A) Devloped in the mid-sixties. According to Dijkstra, retarded computing science by up to 
  10 years. 
	1) Designed with price/performance ratio as a main objective. Performance 
	goal results in 'internal housekeeping activities of doubtful necessity.' 
	Price, if meant as price paid for hardware, results in a machine design 
	that is difficult to program for. 
	2) People tend to confuse good sales revenue with quality design. 

B) Software of the time period
	1) The subroutine library, first developed by the EDSAC in Cambridge, 
	England, survived the (paraphrase) large overhead implied by the 'great 
	number of explicitly named registers of the arithmetic unit' of third 
	generation computers. Whoo. Go Subroutines.
	2) The birth of FORTRAN- 'a successful coding technique, but with very 
	few effective aids to conception.' Ignore if possible, so as not to bind 
	oneself to low-level programming habits. 
	3) LISP- "The most intelligent way to misuse a computer." This is a good 
	thing, because it means that it lends itself to thinking outside the box. 
	4) ALGOL 60- Algorithmic Language- important impact on abstract thought. 
	5) PL/1- the language of features. Too many features, according to Dijkstra,
	 who equates users to addicts. Features prevent individual thought.



III Programming in the future (post 1972)

A) Dijkstra's vision: more powerful programs, at a fraction of the current cost in man-years,
virtually free of bugs. (One can only wish.) Such a revolution he considered likely because: 
	1) The world recognized a need for change. Large, sophisticated system 
	design loomed huge like a vision of doom. 
	2) Computers were becoming cheaper, therefore, the software must become 
	cheaper if users were to consent to purchase it. When computers were expensive, 
	one would expect programs to be expensive also. When computers become less 
	expensive, they would expect programming costs to drop as well. 
	3) The change was potentially technically feasible, if one limited oneself to 
	'intellectually manageable programs' and followed certain guidelines. 
		a) If only intellectually manageable programs are options, 
		choices are easier to cope with. 
		b) Intellectually manageable programms result in a reduction 
		in solution space.
		c) One ought to program by asking what a proof of correctness
		 would be, and then solving the problem of satisfying the proof. 
		d) Use Abstraction. 
		e) Avoid clever tricks, which are language dependent and tend 
		to confine your thinking to the abilities of a certain language. 
		Don't confuse 'richer' or 'more powerful' languages with better 
		modes of thinking. Human thought is affected by the language it 
		uses. Use abstraction whenever possible.
		f) Solve problems by using a hierchy or factoring into smaller parts. 

B) Reasons people might not take Dijkstra's suggestions (interesting as a cultural commentary).
	1) Established and conservative computer users, such as those on a 
	university campus, won't want to change. 
	2) Political opposition. And this simply must be quoted. 

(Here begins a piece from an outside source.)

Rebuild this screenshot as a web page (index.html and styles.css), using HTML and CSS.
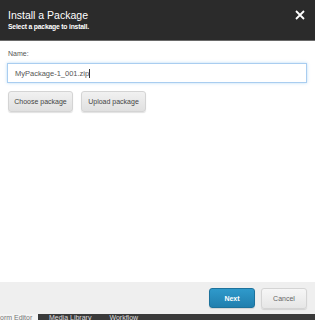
FILE: index.html
```html
<!DOCTYPE html>
<html>
<head>
<meta charset="utf-8">
<link rel="stylesheet" href="styles.css">
</head>
<body>
<div class="dialog">
  <div class="header">
    <div class="titles">
      <div class="title">Install a Package</div>
      <div class="subtitle">Select a package to install.</div>
    </div>
    <svg class="close" width="10" height="10" viewBox="0 0 10 10"><path d="M1 1L9 9M9 1L1 9" stroke="#fff" stroke-width="1.8"/></svg>
  </div>
  <div class="body">
    <label class="label">Name:</label>
    <div class="input">MyPackage-1_001.zip<span class="caret"></span></div>
    <div class="actions">
      <button class="btn">Choose package</button>
      <button class="btn">Upload package</button>
    </div>
  </div>
  <div class="footer">
    <button class="btn primary">Next</button>
    <button class="btn cancel">Cancel</button>
  </div>
  <div class="tabs">
    <span class="tab active">orm Editor</span>
    <span class="tab">Media Library</span>
    <span class="tab">Workflow</span>
  </div>
</div>
</body>
</html>
```
FILE: styles.css
```css
* { box-sizing: border-box; }
html, body { margin: 0; padding: 0; }
body { font-family: "Liberation Sans", Arial, sans-serif; background: #fff; width: 315px; height: 320px; overflow: hidden; }
.dialog { display: flex; flex-direction: column; height: 320px; }
.header { background: #2b2b2b; height: 41px; border-bottom: 1px solid #6a6a6a; display: flex; justify-content: space-between; align-items: flex-start; padding: 9px 10px 0 8px; color: #fff; }
.title { font-size: 10.5px; line-height: 12px; }
.subtitle { font-size: 6.8px; font-weight: bold; margin-top: 2px; letter-spacing: -0.2px; }
.close { margin-top: 1px; }
.body { flex: 1; padding: 9px 8px 0 7px; }
.label { display: block; font-size: 7px; line-height: 8px; color: #555; margin: 0 0 5px 1px; }
.input { height: 20px; border: 1px solid #a9cdf0; box-shadow: 0 0 3px rgba(102,175,233,0.45); font-size: 7.5px; color: #555; padding: 5px 7px; line-height: 9px; }
.caret { display: inline-block; width: 1px; height: 9px; background: #333; vertical-align: -2px; }
.actions { display: flex; gap: 8px; margin-top: 8px; padding-left: 1px; }
.btn { font-family: "Liberation Sans", Arial, sans-serif; font-size: 7px; color: #444; background: linear-gradient(#f1f1f1, #e0e0e0); border: 1px solid #d4d4d4; border-radius: 3px; height: 21px; width: 65px; padding: 0; box-shadow: 0 1px 1px rgba(0,0,0,0.12); }
.footer { background: #efefef; height: 32px; display: flex; justify-content: flex-end; gap: 6px; padding: 6px 8px 0 0; }
.btn.primary { background: linear-gradient(#2f9acb, #217fae); border-color: #1d729c; color: #fff; font-weight: bold; width: 46px; height: 20px; }
.btn.cancel { width: 46px; color: #666; background: linear-gradient(#f6f6f6, #e6e6e6); }
.tabs { background: #3a3a3a; height: 6px; display: flex; overflow: hidden; font-size: 7px; line-height: 7px; color: #ddd; }
.tab { padding: 0 6px; white-space: nowrap; }
.tab.active { background: #f4f4f4; color: #777; width: 38px; padding: 0; margin-right: 5px; }
.tab + .tab { margin-right: 6px; }
```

	"The first effect of teaching a methodology - rather than disseminating knowledge - is 
that of enhancing the capacities of the already capable, thus magnifying the difference in
intelligence. In a society in which the educational system is used as an instrument for the
establishment of a homogenized culture, in which the cream is prevented from rising to the
top, the education of competent programmers could be politically impalatable." 




IV. Conclusion: more powerful programming will be possible if programmers remain humble and 
approach the task with respect for the operational parameters of their own minds, allowing 
their strengths and weaknesses to work for them instead of against them. 




Sidenote: http://www.webopedia.com/DidYouKnow/Hardware_Software/2002/FiveGenerations.asp

1st Generation: 1940-1956 Vacuum Tubes. Machine language programming.
2nd Generation: 1956-1963 Transistors. Assembly languages. Cobol and Fortran being developed. 
First computers to store instructions in their memory. 
3rd Generation: 1964-1971 Integrated Circuits. Keyboards, monitors, operating systems. 
4th Generation: 1971- Present: Microprocessors. 

The Intel 4004 chip was developed in 1971, the year prior to the address of this speech.